I would like to explain what it means for a student with a disability to be able to utilize a university's educational services without discrimination. It's taken me a few years to start to really understand this. It means that you and the university need to figure out what supports will level the playing field for you, so that you can get the same meaningful benefit from your education as a non-disabled student can do without special supports. This isn't rigorous legal language (which varies from country to country anyway) -- it's just an attempt to get the concept across.

In your case, since conversations with your advisor tend to aggravate the feelings that increase your chances of self-harm and/or suicide, it may be helpful for those conversations to be mediated, in other words, for a neutral third party to be present during those conversations. I have found, through direct observation, that this support can be surprisingly helpful, both in reducing the student's fears and anxiety, and also in reining in the educator's behavior.

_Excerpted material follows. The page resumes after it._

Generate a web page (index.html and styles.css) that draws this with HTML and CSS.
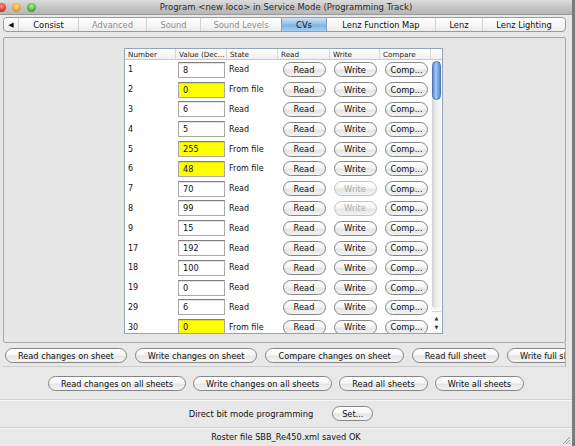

You have years ahead of you for figuring out whether there are some patterns in your perceptions and reactions that may have contributed to the situation you find yourself in currently with your supervisor. And for figuring out what qualities, weaknesses of character, errors in judgment, stressors, etc., in your supervisor's life may have contributed to things developing the way they did. But for now, I recommend just postponing all those questions. There is no need to point any fingers or attribute any blame anywhere at this time. At this time, you and the university simply need to find a set-up that will permit you to continue your studies without feeling unsafe.

It may turn out that the best way of supporting you for your final phase of your studies is for a different supervisor to be assigned. I wouldn't recommend starting out with this as a hard and fast request. If the appropriate people at your university see your current supervisor behaving badly, after the office of students with disabilities gets involved, I don't think you'll have to make a request. There are certain requirements on professors, and if your supervisor can't honor them, you can expect the university to protect you one way or another.

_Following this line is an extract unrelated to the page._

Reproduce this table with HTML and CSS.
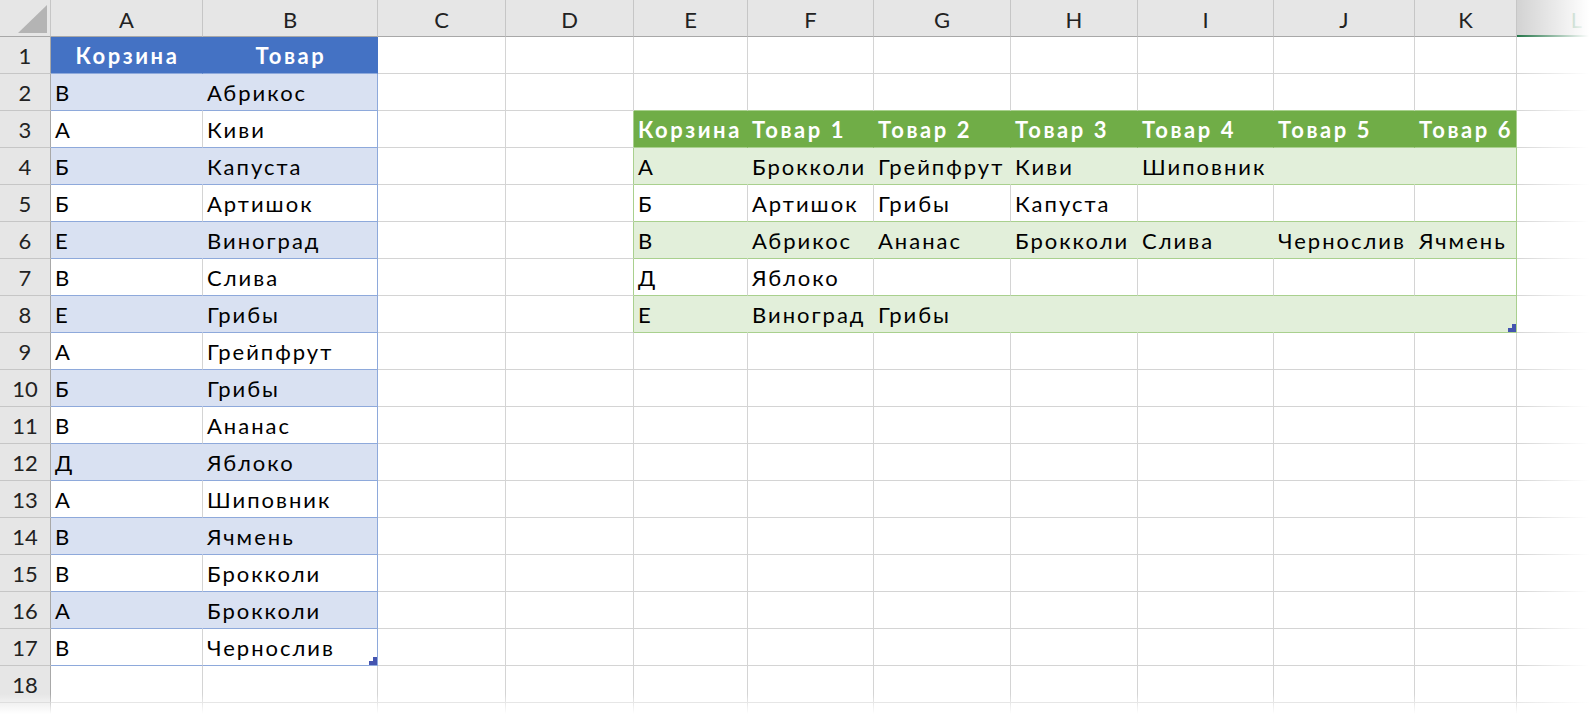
FILE: index.html
```html
<!DOCTYPE html>
<html lang="ru">
<head>
<meta charset="utf-8">
<title>Корзины</title>
<link rel="stylesheet" href="styles.css">
</head>
<body>
<div class="sheet">
  <div class="row">
    <div class="corner"><span class="tri"></span></div>
    <div class="ch">A</div><div class="ch">B</div><div class="ch">C</div><div class="ch">D</div><div class="ch">E</div><div class="ch">F</div><div class="ch">G</div><div class="ch">H</div><div class="ch">I</div><div class="ch">J</div><div class="ch">K</div><div class="ch act">L</div>
  </div>
  <div class="row">
    <div class="rh">1</div>
    <div class="c bh">Корзина</div><div class="c bh">Товар</div>
    <div class="c"></div><div class="c"></div><div class="c"></div><div class="c"></div><div class="c"></div><div class="c"></div><div class="c"></div><div class="c"></div><div class="c"></div><div class="c"></div>
  </div>
  <div class="row">
    <div class="rh">2</div>
    <div class="c bf">В</div><div class="c bf bend">Абрикос</div>
    <div class="c"></div><div class="c"></div>
    <div class="c gt"></div><div class="c gt"></div><div class="c gt"></div><div class="c gt"></div><div class="c gt"></div><div class="c gt"></div><div class="c gt"></div>
    <div class="c"></div>
  </div>
  <div class="row">
    <div class="rh">3</div>
    <div class="c bw">А</div><div class="c bw bend">Киви</div>
    <div class="c"></div><div class="c gl"></div>
    <div class="c gh">Корзина</div><div class="c gh">Товар 1</div><div class="c gh">Товар 2</div><div class="c gh">Товар 3</div><div class="c gh">Товар 4</div><div class="c gh">Товар 5</div><div class="c gh gend">Товар 6</div>
    <div class="c"></div>
  </div>
  <div class="row">
    <div class="rh">4</div>
    <div class="c bf">Б</div><div class="c bf bend">Капуста</div>
    <div class="c"></div><div class="c gl"></div>
    <div class="c gf">А</div><div class="c gf">Брокколи</div><div class="c gf">Грейпфрут</div><div class="c gf">Киви</div><div class="c gf">Шиповник</div><div class="c gf"></div><div class="c gf gend"></div>
    <div class="c"></div>
  </div>
  <div class="row">
    <div class="rh">5</div>
    <div class="c bw">Б</div><div class="c bw bend">Артишок</div>
    <div class="c"></div><div class="c gl"></div>
    <div class="c gw">Б</div><div class="c gw">Артишок</div><div class="c gw">Грибы</div><div class="c gw">Капуста</div><div class="c gw"></div><div class="c gw"></div><div class="c gw gend"></div>
    <div class="c"></div>
  </div>
  <div class="row">
    <div class="rh">6</div>
    <div class="c bf">Е</div><div class="c bf bend">Виноград</div>
    <div class="c"></div><div class="c gl"></div>
    <div class="c gf">В</div><div class="c gf">Абрикос</div><div class="c gf">Ананас</div><div class="c gf">Брокколи</div><div class="c gf">Слива</div><div class="c gf">Чернослив</div><div class="c gf gend">Ячмень</div>
    <div class="c"></div>
  </div>
  <div class="row">
    <div class="rh">7</div>
    <div class="c bw">В</div><div class="c bw bend">Слива</div>
    <div class="c"></div><div class="c gl"></div>
    <div class="c gw">Д</div><div class="c gw">Яблоко</div><div class="c gw"></div><div class="c gw"></div><div class="c gw"></div><div class="c gw"></div><div class="c gw gend"></div>
    <div class="c"></div>
  </div>
  <div class="row">
    <div class="rh">8</div>
    <div class="c bf">Е</div><div class="c bf bend">Грибы</div>
    <div class="c"></div><div class="c gl"></div>
    <div class="c gf">Е</div><div class="c gf">Виноград</div><div class="c gf">Грибы</div><div class="c gf"></div><div class="c gf"></div><div class="c gf"></div><div class="c gf gend handle"></div>
    <div class="c"></div>
  </div>
  <div class="row">
    <div class="rh">9</div>
    <div class="c bw">А</div><div class="c bw bend">Грейпфрут</div>
    <div class="c"></div><div class="c"></div><div class="c"></div><div class="c"></div><div class="c"></div><div class="c"></div><div class="c"></div><div class="c"></div><div class="c"></div><div class="c"></div>
  </div>
  <div class="row">
    <div class="rh">10</div>
    <div class="c bf">Б</div><div class="c bf bend">Грибы</div>
    <div class="c"></div><div class="c"></div><div class="c"></div><div class="c"></div><div class="c"></div><div class="c"></div><div class="c"></div><div class="c"></div><div class="c"></div><div class="c"></div>
  </div>
  <div class="row">
    <div class="rh">11</div>
    <div class="c bw">В</div><div class="c bw bend">Ананас</div>
    <div class="c"></div><div class="c"></div><div class="c"></div><div class="c"></div><div class="c"></div><div class="c"></div><div class="c"></div><div class="c"></div><div class="c"></div><div class="c"></div>
  </div>
  <div class="row">
    <div class="rh">12</div>
    <div class="c bf">Д</div><div class="c bf bend">Яблоко</div>
    <div class="c"></div><div class="c"></div><div class="c"></div><div class="c"></div><div class="c"></div><div class="c"></div><div class="c"></div><div class="c"></div><div class="c"></div><div class="c"></div>
  </div>
  <div class="row">
    <div class="rh">13</div>
    <div class="c bw">А</div><div class="c bw bend">Шиповник</div>
    <div class="c"></div><div class="c"></div><div class="c"></div><div class="c"></div><div class="c"></div><div class="c"></div><div class="c"></div><div class="c"></div><div class="c"></div><div class="c"></div>
  </div>
  <div class="row">
    <div class="rh">14</div>
    <div class="c bf">В</div><div class="c bf bend">Ячмень</div>
    <div class="c"></div><div class="c"></div><div class="c"></div><div class="c"></div><div class="c"></div><div class="c"></div><div class="c"></div><div class="c"></div><div class="c"></div><div class="c"></div>
  </div>
  <div class="row">
    <div class="rh">15</div>
    <div class="c bw">В</div><div class="c bw bend">Брокколи</div>
    <div class="c"></div><div class="c"></div><div class="c"></div><div class="c"></div><div class="c"></div><div class="c"></div><div class="c"></div><div class="c"></div><div class="c"></div><div class="c"></div>
  </div>
  <div class="row">
    <div class="rh">16</div>
    <div class="c bf">А</div><div class="c bf bend">Брокколи</div>
    <div class="c"></div><div class="c"></div><div class="c"></div><div class="c"></div><div class="c"></div><div class="c"></div><div class="c"></div><div class="c"></div><div class="c"></div><div class="c"></div>
  </div>
  <div class="row">
    <div class="rh">17</div>
    <div class="c bw">В</div><div class="c bw bend handle">Чернослив</div>
    <div class="c"></div><div class="c"></div><div class="c"></div><div class="c"></div><div class="c"></div><div class="c"></div><div class="c"></div><div class="c"></div><div class="c"></div><div class="c"></div>
  </div>
  <div class="row">
    <div class="rh">18</div>
    <div class="c"></div><div class="c"></div><div class="c"></div><div class="c"></div><div class="c"></div><div class="c"></div><div class="c"></div><div class="c"></div><div class="c"></div><div class="c"></div><div class="c"></div><div class="c"></div>
  </div>
  <div class="row">
    <div class="rh"></div>
    <div class="c"></div><div class="c"></div><div class="c"></div><div class="c"></div><div class="c"></div><div class="c"></div><div class="c"></div><div class="c"></div><div class="c"></div><div class="c"></div><div class="c"></div><div class="c"></div>
  </div>
</div>
<div class="fade-r"></div>
<div class="fade-b"></div>
</body>
</html>
```
FILE: styles.css
```css
* { box-sizing: border-box; margin: 0; padding: 0; }
html, body { width: 1589px; height: 714px; overflow: hidden; background: #fff; }
body {
  position: relative;
  font-family: Lato, "Noto Sans", "Open Sans", sans-serif;
  font-size: 22px;
  color: #000;
}
.sheet { display: flex; flex-direction: column; }
.row {
  display: grid;
  grid-template-columns: 51px 152px 175px 128px 128px 114px 126px 137px 127px 136px 141px 102px 120px;
  height: 37px;
  flex: none;
}
.c, .ch, .rh, .corner {
  display: flex;
  align-items: flex-end;
  white-space: nowrap;
  line-height: 24px;
  padding: 0 0 5px 4px;
  border-right: 1px solid #d4d4d4;
  border-bottom: 1px solid #d4d4d4;
}
.c { letter-spacing: 2px; }
.corner {
  background: #e6e6e6;
  justify-content: flex-end;
  padding: 0 3px 3px 0;
  border-right-color: #c6c6c6;
  border-bottom-color: #a8a8a8;
}
.tri {
  display: block;
  width: 29px;
  height: 28px;
  background: #b4b4b4;
  clip-path: polygon(100% 0, 100% 100%, 0 100%);
}
.ch {
  background: #e6e6e6;
  color: #222;
  justify-content: center;
  padding-left: 0;
  padding-bottom: 4px;
  border-right-color: #c6c6c6;
  border-bottom-color: #a8a8a8;
}
.ch.act {
  background: #d2d2d2;
  color: #217346;
  border-bottom: 2px solid #217346;
  padding-bottom: 3px;
}
.rh {
  background: #e6e6e6;
  color: #222;
  justify-content: center;
  padding-left: 0;
  border-right-color: #a8a8a8;
  border-bottom-color: #c6c6c6;
}

/* blue table */
.bh {
  background: #4472c4;
  color: #fff;
  font-weight: 700;
  letter-spacing: 2.6px;
  justify-content: center;
  padding-left: 2px;
  border-right-color: #4472c4;
  border-bottom-color: #8ea9db;
}
.bf { background: #d9e1f2; border-right-color: #d9e1f2; border-bottom-color: #8ea9db; }
.bw { border-bottom-color: #8ea9db; }
.bend { border-right-color: #8ea9db; }

/* green table */
.gt { border-bottom-color: #a9d08e; }
.gl { border-right-color: #a9d08e; }
.gh {
  background: #70ad47;
  color: #fff;
  font-weight: 700;
  letter-spacing: 2.6px;
  border-right-color: #70ad47;
  border-bottom-color: #a9d08e;
}
.gf { background: #e2efda; border-right-color: #e2efda; border-bottom-color: #a9d08e; }
.gw { border-bottom-color: #a9d08e; }
.gend { border-right-color: #a9d08e; }

.handle { position: relative; }
.handle::after {
  content: "";
  position: absolute;
  right: 0;
  bottom: 0;
  width: 8px;
  height: 8px;
  background: #4454b0;
  clip-path: polygon(50% 0, 100% 0, 100% 100%, 0 100%, 0 50%, 50% 50%);
}

.fade-r {
  position: absolute;
  top: 0;
  right: 0;
  width: 73px;
  height: 714px;
  background: linear-gradient(to right, rgba(255,255,255,0), #fff);
}
.fade-b {
  position: absolute;
  left: 0;
  right: 0;
  bottom: 0;
  height: 20px;
  background: linear-gradient(to bottom, rgba(255,255,255,0), #fff);
}
```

Note that retaliation is not only morally wrong, it is also illegal in the U.S.; I would be very much surprised to find out otherwise in the U.K. context. So I think you can set your mind at ease on that score.

If you can find a support group, that could be helpful for you. Also, I would expect there will be a suicide and crisis prevention hotline that you'll be able to call for moral support, or just to say, "I'm having a difficult day," or "Today is a bit better."